At the time of Company's initial public offering in June 2014, the Company committed, pursuant to its articles of association, to provide shareholders with an opportunity to consider the continuation of the Company at the annual general meeting of the Company to be held in 2017. In line with this commitment and in accordance with the articles of association, the Company is proposing an ordinary resolution that the Company continue its business as presently constituted.
The purpose of this resolution is to renew the authority for the Directors to allot shares in the Company and grant rights to subscribe for or convert any security into shares in the Company up to a further aggregate nominal value of £1,654,221 in connection with a rights issue. This amount represents approximately 33 per cent of the ordinary share capital of the Company in issue (excluding treasury shares) at 20 April 2017 (being the last practicable date prior to the publication of this notice). The Company currently holds no shares in treasury.
The Directors' authority will expire on the earlier of 15 months from the AGM or at the conclusion of the next AGM. The Directors have no present intention to make use of the authority sought under this resolution, but they consider it desirable to have the maximum flexibility permitted by corporate governance guidelines.
Resolutions 8 and 9 give the Board authority to allot shares for cash without first offering them to existing shareholders in proportion to their existing holdings.
The powers under Resolutions 8 and 9 would be, similar to previous years, limited to (a) allotments or sales in connection with pre-emptive offers and offers to holders of other equity securities if required by the rights of those shares or as the Board otherwise considers necessary, or (b) otherwise up to a nominal amount of £250,639. This nominal amount represents approximately 5% of the issued ordinary share capital as at 20 April 2017 (being the latest practicable date prior to publication of this notice).
In respect of the authorities under Resolutions 8 and 9, the Board confirms its intention to follow the provisions of the Pre-Emption Group's Statement of Principles regarding cumulative usage of authority within a rolling three-year period where the Principles provide that usage in excess of 7.5% of issued ordinary share capital of the Company (excluding treasury shares) should not take place without prior consultation with shareholders, except in connection with an acquisition or specified capital investment as referred to below.
The powers under Resolution 9 would also be limited to allotments up to a nominal amount of £250,639 in connection with an acquisition or specified capital investment (within the meaning given in the Pre-Emption Group's Statement of Principles).

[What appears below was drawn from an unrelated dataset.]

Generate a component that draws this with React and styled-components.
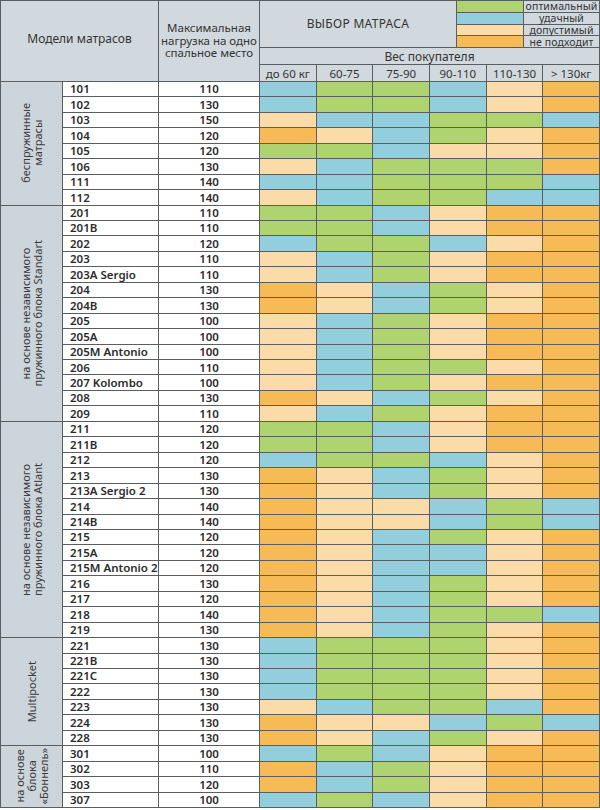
import React from 'react';
import styled, { createGlobalStyle } from 'styled-components';

const LINE = '#5a5e61';
const HEAD = '#d2d9de';
const SIDE = '#ccd5dc';
const TONES = {
    G: '#afd36f',
    B: '#93cedd',
    L: '#fbdca8',
    O: '#f6bb57'
};

const WEIGHTS = ['до 60 кг', '60-75', '75-90', '90-110', '110-130', '> 130кг'];

const LEGEND = [
    ['G', 'оптимальный'],
    ['B', 'удачный'],
    ['L', 'допустимый'],
    ['O', 'не подходит']
];

const GROUPS = [
    {
        label: 'беспружинные\nматрасы',
        rows: [
            ['101', 110, 'BGGBLO'],
            ['102', 130, 'BGGBLO'],
            ['103', 150, 'LBBGGB'],
            ['104', 120, 'OLBGLO'],
            ['105', 120, 'GGBLLO'],
            ['106', 130, 'LBGGGO'],
            ['111', 140, 'BBGGGB'],
            ['112', 140, 'LBGGBB']
        ]
    },
    {
        label: 'на основе независимого\nпружинного блока Standart',
        rows: [
            ['201', 110, 'GGBLOO'],
            ['201B', 110, 'GGBLOO'],
            ['202', 120, 'BGGBLO'],
            ['203', 110, 'LBGLOO'],
            ['203A Sergio', 110, 'LBGLOO'],
            ['204', 130, 'OLBGLO'],
            ['204B', 130, 'OLBGLO'],
            ['205', 100, 'LBGLOO'],
            ['205A', 100, 'LBGLOO'],
            ['205M Antonio', 100, 'LBGLOO'],
            ['206', 110, 'LBGGLO'],
            ['207 Kolombo', 100, 'LBGLOO'],
            ['208', 130, 'OLBGLO'],
            ['209', 110, 'LBGLOO']
        ]
    },
    {
        label: 'на основе независимого\nпружинного блока Atlant',
        rows: [
            ['211', 120, 'GGBLOO'],
            ['211B', 120, 'GGBLOO'],
            ['212', 120, 'BGGBLO'],
            ['213', 130, 'OLBGLO'],
            ['213A Sergio 2', 130, 'OLBGLO'],
            ['214', 140, 'OLLBGB'],
            ['214B', 140, 'OLLBGB'],
            ['215', 120, 'OLBGLO'],
            ['215A', 120, 'OLBBLO'],
            ['215M Antonio 2', 120, 'OLBBLO'],
            ['216', 130, 'OLBGLO'],
            ['217', 120, 'OLBGLO'],
            ['218', 140, 'OLBGGB'],
            ['219', 130, 'OLBGLO']
        ]
    },
    {
        label: 'Multipocket',
        rows: [
            ['221', 130, 'BGGGLO'],
            ['221B', 130, 'BGGGLO'],
            ['221C', 130, 'BGGGLO'],
            ['222', 130, 'BGGGLO'],
            ['223', 130, 'LBGGBO'],
            ['224', 130, 'OLLBGB'],
            ['228', 130, 'OLBGLO']
        ]
    },
    {
        label: 'на основе\nблока\n«Боннель»',
        rows: [
            ['301', 100, 'BGBLOO'],
            ['302', 110, 'OBGLOO'],
            ['303', 120, 'OBGLOO'],
            ['307', 100, 'BGBLOO']
        ]
    }
];

const GlobalStyle = createGlobalStyle`
    body {
        margin: 0;
        background: #fff;
        font-family: "Noto Sans", "Open Sans", sans-serif;
        color: #2b2b2b;
    }
`;

const Table = styled.div`
    display: grid;
    grid-template-columns: 61px 95px 100px repeat(6, 1fr);
    grid-template-rows: 46px 16px 16px repeat(47, 1fr);
    gap: 1px;
    padding: 1px;
    width: 600px;
    height: 808px;
    box-sizing: border-box;
    background: ${LINE};
`;

const HeadCell = styled.div`
    background: ${HEAD};
    display: flex;
    align-items: center;
    justify-content: center;
    text-align: center;
    font-size: ${props => props.$size || 12}px;
    line-height: 13px;
    color: #333;
    white-space: nowrap;
`;

const ModelsHead = styled(HeadCell)`
    grid-column: 1 / 3;
    grid-row: 1 / 4;
    padding-bottom: 6px;
`;

const LoadHead = styled(HeadCell)`
    grid-column: 3;
    grid-row: 1 / 4;
    font-size: 11.5px;
    line-height: 12.5px;
`;

const ChoiceHead = styled.div`
    grid-column: 4 / 10;
    grid-row: 1;
    display: flex;
    gap: 1px;
`;

const ChoiceTitle = styled(HeadCell)`
    flex: 1;
    letter-spacing: 0.3px;
    padding-bottom: 2px;
`;

const Legend = styled.div`
    width: 142px;
    display: grid;
    grid-template-columns: 66px 1fr;
    grid-template-rows: repeat(4, 1fr);
    gap: 1px;
`;

const LegendText = styled(HeadCell)`
    font-size: 10.5px;
    line-height: 10px;
    letter-spacing: 0.1px;
`;

const WeightTitle = styled(HeadCell)`
    grid-column: 4 / 10;
    grid-row: 2;
`;

const WeightCell = styled(HeadCell)`
    grid-row: 3;
    font-size: 11.5px;
`;

const GroupCell = styled.div`
    grid-column: 1;
    grid-row: span ${props => props.$span};
    background: ${SIDE};
    display: flex;
    align-items: center;
    justify-content: center;
    overflow: hidden;
`;

const GroupLabel = styled.span`
    writing-mode: vertical-rl;
    transform: rotate(180deg);
    white-space: pre-line;
    text-align: center;
    font-size: 11px;
    line-height: 12px;
    color: #3a3a3a;
`;

const DataCell = styled.div`
    background: #fff;
    display: flex;
    align-items: center;
    justify-content: ${props => (props.$center ? 'center' : 'flex-start')};
    padding-left: ${props => (props.$center ? 0 : 7)}px;
    font-size: 11.5px;
    font-weight: 600;
    line-height: 1;
    white-space: nowrap;
    overflow: hidden;
`;

const Tone = styled.div`
    background: ${props => TONES[props.$tone]};
`;

export default function App() {
    return (
        <>
            <GlobalStyle />
            <Table>
                <ModelsHead>Модели матрасов</ModelsHead>
                <LoadHead>
                    Максимальная
                    <br />
                    нагрузка на одно
                    <br />
                    спальное место
                </LoadHead>
                <ChoiceHead>
                    <ChoiceTitle>ВЫБОР МАТРАСА</ChoiceTitle>
                    <Legend>
                        {LEGEND.map(([tone, text]) => (
                            <React.Fragment key={tone}>
                                <Tone $tone={tone} />
                                <LegendText>{text}</LegendText>
                            </React.Fragment>
                        ))}
                    </Legend>
                </ChoiceHead>
                <WeightTitle>Вес покупателя</WeightTitle>
                {WEIGHTS.map(w => (
                    <WeightCell key={w}>{w}</WeightCell>
                ))}

                {GROUPS.map(group => (
                    <React.Fragment key={group.label}>
                        <GroupCell $span={group.rows.length}>
                            <GroupLabel>{group.label}</GroupLabel>
                        </GroupCell>
                        {group.rows.map(([model, load, tones]) => (
                            <React.Fragment key={model}>
                                <DataCell>{model}</DataCell>
                                <DataCell $center>{load}</DataCell>
                                {tones.split('').map((t, i) => (
                                    <Tone key={i} $tone={t} />
                                ))}
                            </React.Fragment>
                        ))}
                    </React.Fragment>
                ))}
            </Table>
        </>
    );
}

This nominal amount represents approximately 5% of the issued ordinary share capital of the Company as at 20 April 2017, the latest practicable date prior to publication of this Notice). In respect of the authority under Resolution 9, the Board confirms that it will only allot shares pursuant to this authority where the acquisition or specified capital investment is announced contemporaneously with the allotment, or has taken place in the preceding six-month period and is disclosed in the announcement of the allotment.
The authorities under Resolutions 8 and 9 will expire on the earlier of 15 months from the AGM or at the conclusion of the next Annual General Meeting. Ordinary shares will only be issued pursuant to these authorities at a premium to the prevailing net asset value per share at the time of issue in order to take account of the costs of such issue and will therefore be non-dilutive to the prevailing net asset value per share for existing shareholders. The Directors believe that it is appropriate to seek an additional 5% authority in Resolution 9 to give the Company additional flexibility to finance investment opportunities.
This Resolution renews the Company's current authority to make limited market purchases of the Company's shares. The authority is limited to a maximum aggregate number of 50,127,907 shares (representing 10% of the issued share capital as at 20 April 2017 (being the latest practicable date prior to publication of this notice) and sets out the minimum and maximum prices that can be paid, exclusive of expenses. The authority conferred by this Resolution will expire at the conclusion of the Company's next Annual General Meeting or 15 months from the passing of the Resolution, whichever is the earlier. Any purchases of shares would be made by means of market purchase through the London Stock Exchange. In accordance with standard practice it is the current intention of the Board to seek to renew these authorities on an annual basis.
The Directors intend exercising the authority to purchase shares only if, in their opinion, the expected effect would be to result in an increase in net asset value per share and would benefit shareholders generally. Any shares purchased by the Company under this authority may be cancelled or held in treasury in accordance with the Companies Act 2006 at the option of the Board.
As at 20 April 2017 (being the latest practicable date prior to the publication of this notice), the total number of shares under option that were outstanding under all of the Company's share option plans was 3,990,420 representing 0.8% of the Company's issued share capital at that date. This number of outstanding shares under option could potentially represent 0.9% of the issued capital of the Company if the Company were to purchase its own shares to the fullest possible extent of its authority from shareholders.
The Act provides that the notice period required for general meetings of the Company must be at least 21 clear days unless shareholders approve a shorter notice period, which cannot be less than 14 clear days (annual general meetings will continue to be held on at least 21 clear days' notice). This resolution seeks shareholder approval to hold general meetings after giving notice of 14 or more clear days. The approval will be effective until the next Annual General Meeting, when it is intended that a similar resolution will be proposed.
The Act provides that, in order to be able to call a general meeting on less than 21 clear days' notice, the Company must make a means of electronic voting available to all shareholders for that meeting.